Politique

La dangereuse fragilité du Conseil constitutionnel

Juriste

Depuis sa création en 1958, le rôle et les compétences du Conseil constitutionnel ont été nettement étendus et la procédure s’est largement juridictionnalisée, en particulier avec l’introduction de la Question Prioritaire de Constitutionnalité. Pourtant la composition et le fonctionnement du Conseil sont restés, sur la même période, peu ou prou identiques. Ainsi la récente révélation des noms des trois futurs membres – Alain Juppé, Jacques Mézard et François Pillet – ne peut qu’inquiéter, a fortiori à un moment de forte défiance démocratique.

Le Conseil constitutionnel fait partie de ces institutions de la République relativement méconnues du grand public.

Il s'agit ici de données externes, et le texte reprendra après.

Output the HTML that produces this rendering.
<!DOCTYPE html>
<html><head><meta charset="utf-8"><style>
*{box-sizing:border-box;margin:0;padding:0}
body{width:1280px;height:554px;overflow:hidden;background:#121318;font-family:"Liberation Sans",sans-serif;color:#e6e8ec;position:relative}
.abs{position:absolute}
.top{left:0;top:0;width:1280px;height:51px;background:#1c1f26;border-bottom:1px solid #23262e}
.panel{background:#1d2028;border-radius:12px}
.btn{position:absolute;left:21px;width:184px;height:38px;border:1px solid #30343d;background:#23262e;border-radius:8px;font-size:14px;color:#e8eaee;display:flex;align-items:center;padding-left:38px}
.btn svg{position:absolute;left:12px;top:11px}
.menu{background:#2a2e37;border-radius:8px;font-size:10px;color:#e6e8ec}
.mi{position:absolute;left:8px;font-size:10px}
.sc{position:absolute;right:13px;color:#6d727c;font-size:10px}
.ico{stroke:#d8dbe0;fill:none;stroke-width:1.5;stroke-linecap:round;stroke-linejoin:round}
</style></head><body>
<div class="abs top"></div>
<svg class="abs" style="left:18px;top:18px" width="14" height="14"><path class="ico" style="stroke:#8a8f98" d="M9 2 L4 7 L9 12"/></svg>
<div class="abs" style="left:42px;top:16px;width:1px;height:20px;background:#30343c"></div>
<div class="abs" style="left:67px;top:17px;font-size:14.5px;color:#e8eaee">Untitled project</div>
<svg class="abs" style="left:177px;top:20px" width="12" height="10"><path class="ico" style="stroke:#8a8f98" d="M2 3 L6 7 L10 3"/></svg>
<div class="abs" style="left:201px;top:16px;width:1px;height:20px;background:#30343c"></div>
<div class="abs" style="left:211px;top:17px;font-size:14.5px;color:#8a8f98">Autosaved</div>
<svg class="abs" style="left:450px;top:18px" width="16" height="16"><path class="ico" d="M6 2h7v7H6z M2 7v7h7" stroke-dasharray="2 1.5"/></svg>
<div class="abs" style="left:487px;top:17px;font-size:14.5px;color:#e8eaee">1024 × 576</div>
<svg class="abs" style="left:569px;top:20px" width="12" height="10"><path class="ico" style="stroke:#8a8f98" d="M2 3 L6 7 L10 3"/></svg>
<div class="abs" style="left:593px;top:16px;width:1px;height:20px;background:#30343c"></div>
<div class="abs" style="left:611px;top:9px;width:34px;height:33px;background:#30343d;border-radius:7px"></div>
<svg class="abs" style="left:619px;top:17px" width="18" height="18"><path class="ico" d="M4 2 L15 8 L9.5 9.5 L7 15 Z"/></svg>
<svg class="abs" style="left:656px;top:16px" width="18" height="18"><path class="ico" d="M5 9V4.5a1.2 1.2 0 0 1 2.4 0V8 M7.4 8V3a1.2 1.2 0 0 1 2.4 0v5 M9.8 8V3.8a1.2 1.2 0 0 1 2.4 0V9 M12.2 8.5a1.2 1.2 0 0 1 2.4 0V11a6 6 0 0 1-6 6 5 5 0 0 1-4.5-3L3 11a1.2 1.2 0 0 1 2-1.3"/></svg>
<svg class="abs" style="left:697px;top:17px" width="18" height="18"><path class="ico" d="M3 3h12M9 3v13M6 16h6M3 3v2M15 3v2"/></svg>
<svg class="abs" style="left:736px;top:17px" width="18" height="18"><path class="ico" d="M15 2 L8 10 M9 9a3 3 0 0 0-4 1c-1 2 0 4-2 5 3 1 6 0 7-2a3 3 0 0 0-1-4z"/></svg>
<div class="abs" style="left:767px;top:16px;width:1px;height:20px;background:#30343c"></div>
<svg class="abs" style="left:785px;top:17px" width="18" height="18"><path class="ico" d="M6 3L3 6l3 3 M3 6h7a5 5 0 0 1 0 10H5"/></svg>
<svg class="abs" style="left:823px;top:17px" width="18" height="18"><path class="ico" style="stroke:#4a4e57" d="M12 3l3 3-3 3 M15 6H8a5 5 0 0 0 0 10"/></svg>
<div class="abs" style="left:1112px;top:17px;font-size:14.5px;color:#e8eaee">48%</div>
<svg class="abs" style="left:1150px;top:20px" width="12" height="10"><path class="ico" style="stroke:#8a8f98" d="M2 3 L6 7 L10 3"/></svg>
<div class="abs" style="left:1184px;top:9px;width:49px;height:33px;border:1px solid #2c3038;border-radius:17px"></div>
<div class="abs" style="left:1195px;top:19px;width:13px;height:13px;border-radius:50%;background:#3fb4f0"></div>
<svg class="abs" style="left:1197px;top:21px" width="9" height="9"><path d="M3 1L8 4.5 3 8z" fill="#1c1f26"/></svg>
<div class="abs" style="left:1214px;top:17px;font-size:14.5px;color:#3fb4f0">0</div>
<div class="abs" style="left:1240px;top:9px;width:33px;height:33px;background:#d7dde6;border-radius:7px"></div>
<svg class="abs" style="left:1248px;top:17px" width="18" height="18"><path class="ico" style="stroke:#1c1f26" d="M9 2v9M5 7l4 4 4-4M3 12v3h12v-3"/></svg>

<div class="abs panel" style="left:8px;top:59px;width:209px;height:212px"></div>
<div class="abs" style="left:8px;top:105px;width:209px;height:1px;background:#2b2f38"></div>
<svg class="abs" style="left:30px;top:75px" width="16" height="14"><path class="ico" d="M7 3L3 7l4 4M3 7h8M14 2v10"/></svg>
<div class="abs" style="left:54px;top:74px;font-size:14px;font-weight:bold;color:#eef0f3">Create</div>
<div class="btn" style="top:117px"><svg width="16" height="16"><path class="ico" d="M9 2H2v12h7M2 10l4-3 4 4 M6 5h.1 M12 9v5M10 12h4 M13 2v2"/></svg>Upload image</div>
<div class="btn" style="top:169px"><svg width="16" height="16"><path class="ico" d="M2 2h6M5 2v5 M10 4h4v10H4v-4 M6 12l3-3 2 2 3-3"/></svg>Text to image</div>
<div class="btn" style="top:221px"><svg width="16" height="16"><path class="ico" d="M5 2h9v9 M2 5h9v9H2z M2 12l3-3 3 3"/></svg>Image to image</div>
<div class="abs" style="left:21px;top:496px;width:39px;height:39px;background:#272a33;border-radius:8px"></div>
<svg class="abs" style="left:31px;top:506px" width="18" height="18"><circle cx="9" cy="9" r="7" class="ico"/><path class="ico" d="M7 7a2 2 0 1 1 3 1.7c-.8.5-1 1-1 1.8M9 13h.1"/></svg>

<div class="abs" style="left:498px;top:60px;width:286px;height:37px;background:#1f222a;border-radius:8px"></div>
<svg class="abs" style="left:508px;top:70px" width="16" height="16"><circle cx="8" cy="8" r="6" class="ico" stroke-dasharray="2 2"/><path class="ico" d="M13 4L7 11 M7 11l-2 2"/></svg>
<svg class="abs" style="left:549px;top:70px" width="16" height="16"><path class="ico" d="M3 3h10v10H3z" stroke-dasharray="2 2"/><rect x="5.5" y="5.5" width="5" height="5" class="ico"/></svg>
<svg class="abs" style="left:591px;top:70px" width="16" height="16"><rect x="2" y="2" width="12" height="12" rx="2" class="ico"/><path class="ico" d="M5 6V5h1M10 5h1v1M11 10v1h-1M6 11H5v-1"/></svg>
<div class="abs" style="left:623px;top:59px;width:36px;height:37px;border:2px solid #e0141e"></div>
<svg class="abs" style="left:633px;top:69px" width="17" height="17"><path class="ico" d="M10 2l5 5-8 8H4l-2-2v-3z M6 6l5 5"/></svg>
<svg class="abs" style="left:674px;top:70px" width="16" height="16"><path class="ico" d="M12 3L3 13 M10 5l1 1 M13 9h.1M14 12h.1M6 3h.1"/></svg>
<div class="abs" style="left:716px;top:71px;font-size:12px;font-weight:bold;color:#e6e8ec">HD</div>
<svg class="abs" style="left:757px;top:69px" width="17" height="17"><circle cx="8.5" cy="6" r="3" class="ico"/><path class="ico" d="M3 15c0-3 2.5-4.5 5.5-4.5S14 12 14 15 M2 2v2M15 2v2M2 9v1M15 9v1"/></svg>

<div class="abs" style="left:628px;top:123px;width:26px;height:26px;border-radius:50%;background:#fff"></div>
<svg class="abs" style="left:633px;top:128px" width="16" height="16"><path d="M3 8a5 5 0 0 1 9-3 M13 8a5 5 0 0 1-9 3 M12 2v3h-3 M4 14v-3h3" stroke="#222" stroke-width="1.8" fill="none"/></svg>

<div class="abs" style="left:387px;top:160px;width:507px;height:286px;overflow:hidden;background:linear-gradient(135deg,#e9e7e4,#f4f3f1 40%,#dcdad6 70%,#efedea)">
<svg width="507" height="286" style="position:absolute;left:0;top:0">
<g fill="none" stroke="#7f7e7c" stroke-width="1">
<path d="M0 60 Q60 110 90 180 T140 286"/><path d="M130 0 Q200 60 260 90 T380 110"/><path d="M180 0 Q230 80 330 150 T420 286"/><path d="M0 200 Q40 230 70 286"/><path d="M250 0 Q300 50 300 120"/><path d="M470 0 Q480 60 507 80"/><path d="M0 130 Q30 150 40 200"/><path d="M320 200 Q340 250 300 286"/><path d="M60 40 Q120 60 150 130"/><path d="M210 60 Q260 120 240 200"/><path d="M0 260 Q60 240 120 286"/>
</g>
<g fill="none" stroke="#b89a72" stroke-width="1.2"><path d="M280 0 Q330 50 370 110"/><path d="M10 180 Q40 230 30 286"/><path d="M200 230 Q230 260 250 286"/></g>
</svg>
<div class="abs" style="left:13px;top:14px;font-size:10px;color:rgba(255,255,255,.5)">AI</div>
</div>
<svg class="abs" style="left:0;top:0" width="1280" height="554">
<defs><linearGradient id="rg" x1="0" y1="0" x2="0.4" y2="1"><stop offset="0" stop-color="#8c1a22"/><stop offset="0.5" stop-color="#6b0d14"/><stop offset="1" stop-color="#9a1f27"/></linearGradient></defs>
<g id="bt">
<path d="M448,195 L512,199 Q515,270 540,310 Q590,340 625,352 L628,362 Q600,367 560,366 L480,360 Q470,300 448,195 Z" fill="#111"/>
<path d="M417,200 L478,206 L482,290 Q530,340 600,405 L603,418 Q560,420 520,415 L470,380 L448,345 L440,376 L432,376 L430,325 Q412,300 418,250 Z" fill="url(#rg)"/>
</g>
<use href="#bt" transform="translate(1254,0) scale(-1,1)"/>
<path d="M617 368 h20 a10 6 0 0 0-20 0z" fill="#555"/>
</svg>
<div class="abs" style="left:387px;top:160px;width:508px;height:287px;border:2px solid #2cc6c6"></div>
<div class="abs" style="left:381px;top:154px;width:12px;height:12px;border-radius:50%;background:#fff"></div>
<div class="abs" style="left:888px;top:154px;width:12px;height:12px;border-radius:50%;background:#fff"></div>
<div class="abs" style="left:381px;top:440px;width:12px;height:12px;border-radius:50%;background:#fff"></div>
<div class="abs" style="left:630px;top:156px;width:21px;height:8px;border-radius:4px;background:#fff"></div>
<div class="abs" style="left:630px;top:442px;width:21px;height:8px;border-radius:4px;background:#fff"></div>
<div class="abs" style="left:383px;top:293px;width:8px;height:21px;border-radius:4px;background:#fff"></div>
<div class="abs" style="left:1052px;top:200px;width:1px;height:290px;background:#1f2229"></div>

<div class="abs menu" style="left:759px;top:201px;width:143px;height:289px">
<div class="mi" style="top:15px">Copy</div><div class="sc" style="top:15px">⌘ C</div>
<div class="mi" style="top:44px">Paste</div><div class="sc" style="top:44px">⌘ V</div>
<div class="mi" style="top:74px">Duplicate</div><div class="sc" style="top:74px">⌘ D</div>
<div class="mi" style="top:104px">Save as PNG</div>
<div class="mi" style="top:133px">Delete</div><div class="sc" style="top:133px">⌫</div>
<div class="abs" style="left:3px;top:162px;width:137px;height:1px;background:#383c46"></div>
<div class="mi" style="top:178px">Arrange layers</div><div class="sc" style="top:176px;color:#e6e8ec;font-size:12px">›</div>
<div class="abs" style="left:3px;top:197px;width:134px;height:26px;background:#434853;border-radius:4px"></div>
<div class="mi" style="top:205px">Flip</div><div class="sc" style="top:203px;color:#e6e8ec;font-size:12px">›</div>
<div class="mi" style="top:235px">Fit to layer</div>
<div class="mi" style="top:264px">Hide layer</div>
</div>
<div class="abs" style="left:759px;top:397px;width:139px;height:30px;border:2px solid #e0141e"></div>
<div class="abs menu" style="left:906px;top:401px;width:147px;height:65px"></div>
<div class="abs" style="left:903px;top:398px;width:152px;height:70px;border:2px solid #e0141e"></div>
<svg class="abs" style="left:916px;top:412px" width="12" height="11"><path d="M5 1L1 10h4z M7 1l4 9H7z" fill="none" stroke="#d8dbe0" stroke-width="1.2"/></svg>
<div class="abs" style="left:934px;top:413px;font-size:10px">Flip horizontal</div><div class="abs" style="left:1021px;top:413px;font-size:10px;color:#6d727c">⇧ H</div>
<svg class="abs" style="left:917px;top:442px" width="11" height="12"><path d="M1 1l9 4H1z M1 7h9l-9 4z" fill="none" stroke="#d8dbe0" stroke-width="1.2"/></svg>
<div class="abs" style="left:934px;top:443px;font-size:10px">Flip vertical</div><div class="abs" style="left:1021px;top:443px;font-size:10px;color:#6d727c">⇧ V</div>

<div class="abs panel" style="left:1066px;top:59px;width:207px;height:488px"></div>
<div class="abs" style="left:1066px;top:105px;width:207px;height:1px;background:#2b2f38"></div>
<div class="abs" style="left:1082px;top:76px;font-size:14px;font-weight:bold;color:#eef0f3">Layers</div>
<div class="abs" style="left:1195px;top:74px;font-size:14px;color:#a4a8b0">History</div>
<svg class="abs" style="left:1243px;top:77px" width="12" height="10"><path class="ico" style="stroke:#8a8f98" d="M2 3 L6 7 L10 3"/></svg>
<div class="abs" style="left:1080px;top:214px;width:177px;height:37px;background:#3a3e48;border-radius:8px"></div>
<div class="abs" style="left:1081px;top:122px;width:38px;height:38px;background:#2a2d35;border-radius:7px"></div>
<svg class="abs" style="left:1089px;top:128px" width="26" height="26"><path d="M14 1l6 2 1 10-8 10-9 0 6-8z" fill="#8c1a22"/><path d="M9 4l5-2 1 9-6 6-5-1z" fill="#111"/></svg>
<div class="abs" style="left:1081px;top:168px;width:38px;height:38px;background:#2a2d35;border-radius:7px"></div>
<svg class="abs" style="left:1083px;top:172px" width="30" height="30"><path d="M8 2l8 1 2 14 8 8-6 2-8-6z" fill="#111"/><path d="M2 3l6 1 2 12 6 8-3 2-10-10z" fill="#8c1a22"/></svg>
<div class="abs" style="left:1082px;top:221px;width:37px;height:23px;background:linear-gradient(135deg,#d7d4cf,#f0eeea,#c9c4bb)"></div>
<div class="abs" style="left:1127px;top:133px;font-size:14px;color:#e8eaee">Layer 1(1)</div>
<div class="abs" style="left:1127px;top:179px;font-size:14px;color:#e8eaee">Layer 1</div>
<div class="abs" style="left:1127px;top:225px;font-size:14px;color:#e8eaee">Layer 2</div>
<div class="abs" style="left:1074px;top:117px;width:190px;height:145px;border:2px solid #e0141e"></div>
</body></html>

Il bénéficie périodiquement d’une certaine médiatisation : lors des élections présidentielles avec le recueil des fameux « 500 parrainages », lors du rendu d’une décision portant sur une loi ou une disposition législative cristallisant les oppositions politiques, ou encore à l’occasion de la nomination de nouveaux membres. Mais ce coup de projecteur sur le Conseil constitutionnel ne dure en général que quelques heures, il retombe rapidement dans un relatif anonymat.

Pourtant, et c’est tout le paradoxe, cette institution est certainement l’une des plus importantes de la Ve République.

publicité

En 60 ans, le Conseil constitutionnel s’est très largement transformé. Il est passé du rôle de simple organe chargé d’empêcher le Parlement d‘outrepasser ses compétences constitutionnelles, lui valant les surnoms peu glorieux de « canon braqué sur le Parlement » ou de « chien de garde de l’exécutif », au rôle de véritable juge constitutionnel « chien de garde des libertés et de la démocratie ».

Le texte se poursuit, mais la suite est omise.